- Born: Chigozie Wisdom Anyanwu February 24, 1983 (age 43)
- Origin: Imo State
- Genres: Contemporary worship; contemporary gospel;
- Occupations: Singer; songwriter;
- Instrument: Vocals
- Years active: 2010–present

= Chigozie Wisdom =

Nigerian gospel musician (born 1983)

Chigozie Wisdom Anyanwu (born February 24, 1983), known as Chigozie Wisdom, is a Nigerian male singer. He released his first song in 2010.

== Biography ==
Chigozie Wisdom was born on 24 February 1983, and originally hails from Imo State, Nigeria. He completed his secondary school education at Folamo High School, Lagos State, and acquired his bachelor's degree from Lagos State University, Nigeria.

== Career ==
Chigozie Wisdom started his musical career at a very tender age in the children’s choir. By the age of seven he had become a choir leader in the children’s department. His first album "Bow Down and Worship Him" was released in April, 2017 and comprised 22 tracks including "Kumama", "Messiah" and "Naba Katuwo".

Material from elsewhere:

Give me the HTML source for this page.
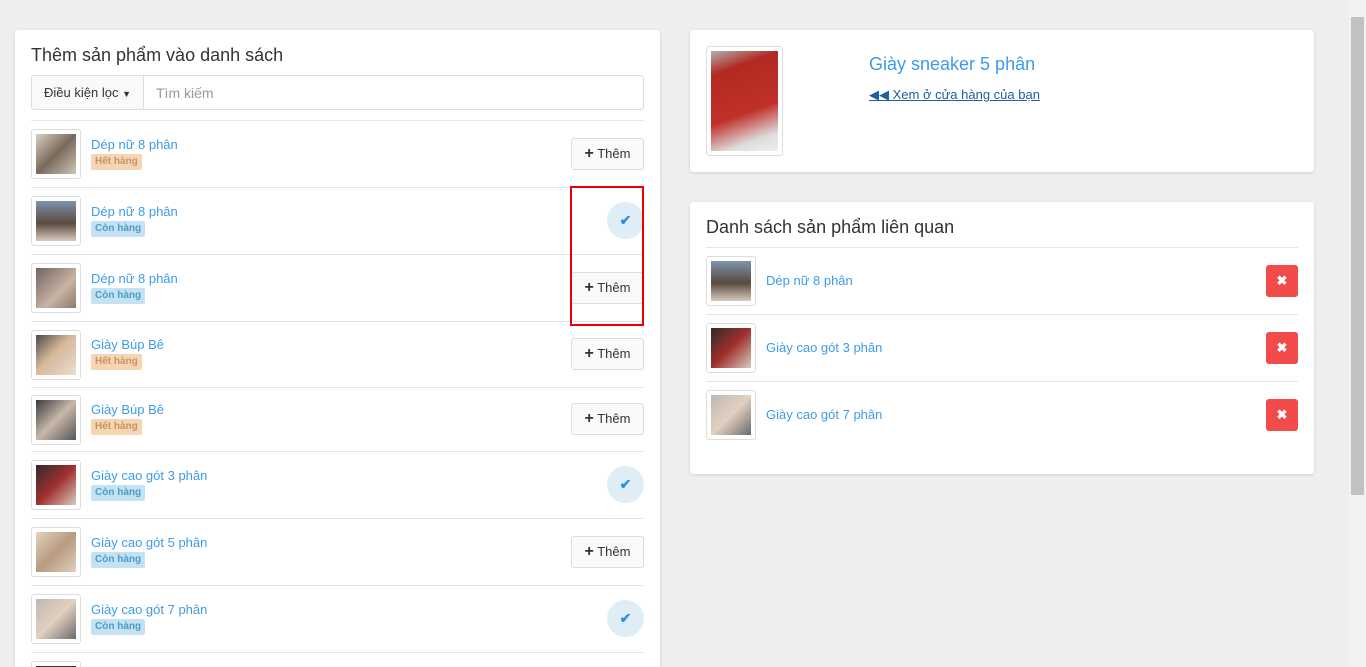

On 3 October 2022, he was among the musicians featured at the 5th edition of the Worship4Change Concert alongside Moses Bliss, Nathaniel Bassey, Victoria Orenze and others.

== Discography ==

=== Albums ===

| Year released | Title | Details | Ref |
|---|---|---|---|
| 2020 | No Limits | Number of Tracks: 3; Formats: Streaming, digital download; |  |
| 2017 | Bow Down and Worship Him | Number of Tracks: 22; Formats: Streaming, digital download; |  |

=== Singles ===

- Ona Iye (2022)
- Bid Me To Come (2022)
- I'll Be There (2021)
- Everything That Has Breath (2021)
- Ese Gan Ni (2020)
- Pada Wale (2017)
- My Commitment (2017)
- I am that I am (2015)
- Praise Adonai (2010)

== Awards and nominations ==
In May 2023, Chigozie Wisdom was given an honorary citizen award from the State of Georgia in the United States of America.

== Personal life ==
Chigozie Wisdom is married with three children. He lives in Lagos State, Nigeria.